The hook should be specific to the buyer, not a broadcast. Buyers who got specific second-order hooks placed a second order within 30 days at 40–55% rates; buyers who got generic broadcasts placed a second order at 20–25% rates. Specificity is the lever.
“The first 72 hours is where the install graph proves itself. After that, you are no longer optimizing onboarding; you are optimizing reactivation, which is harder and more expensive.”— Cohort analysis notes, Appolar
What not to do in the first 72 hours
Three traps. Trap 1: too many onboarding screens. Every brand wants the buyer to see the full brand story, the routine builder, the size guide, the sustainability page, the founder letter. The buyer wants to see products. A long onboarding flow loses install-to-purchase conversion. One screen, maybe two, is enough.

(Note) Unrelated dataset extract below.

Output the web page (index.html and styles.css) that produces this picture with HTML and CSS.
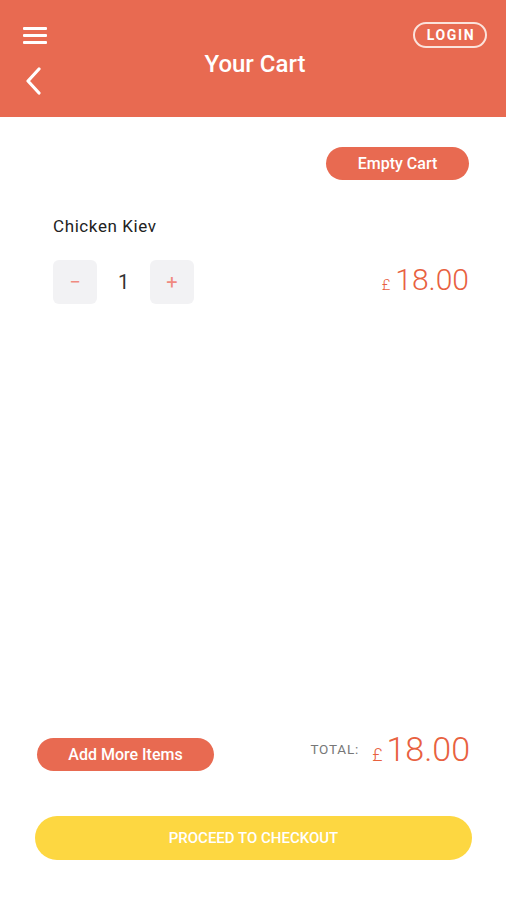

Trap 2: gating the experience. Forcing account creation before the buyer can browse, requiring email signup before seeing the catalog, asking for preferences before showing products. Each gate is a tap that loses a percentage of the install cohort. Let them browse first, capture them after they have engaged.
Trap 3: overusing push in the first 72 hours. The instinct is to push a welcome message, a "did you forget?" reminder at day 1, a campaign at day 2, an offer at day 3. The result is push fatigue before the buyer has even bought. One welcome push, one targeted reminder if they have items in cart, and silence otherwise.
How to measure the 72-hour window
Track three metrics per install cohort, weekly: percentage with first order in 72 hours, percentage with second order in 30 days, percentage opt-in to push. These three numbers together capture most of what matters about the onboarding experience.
Improving any of them is concrete, not abstract. A 5-point lift in first-order-in-72-hours is worth more in six-month revenue than a 50-point lift in some downstream engagement metric, because the 72-hour cohort is the one that compounds. Spend your optimization energy here.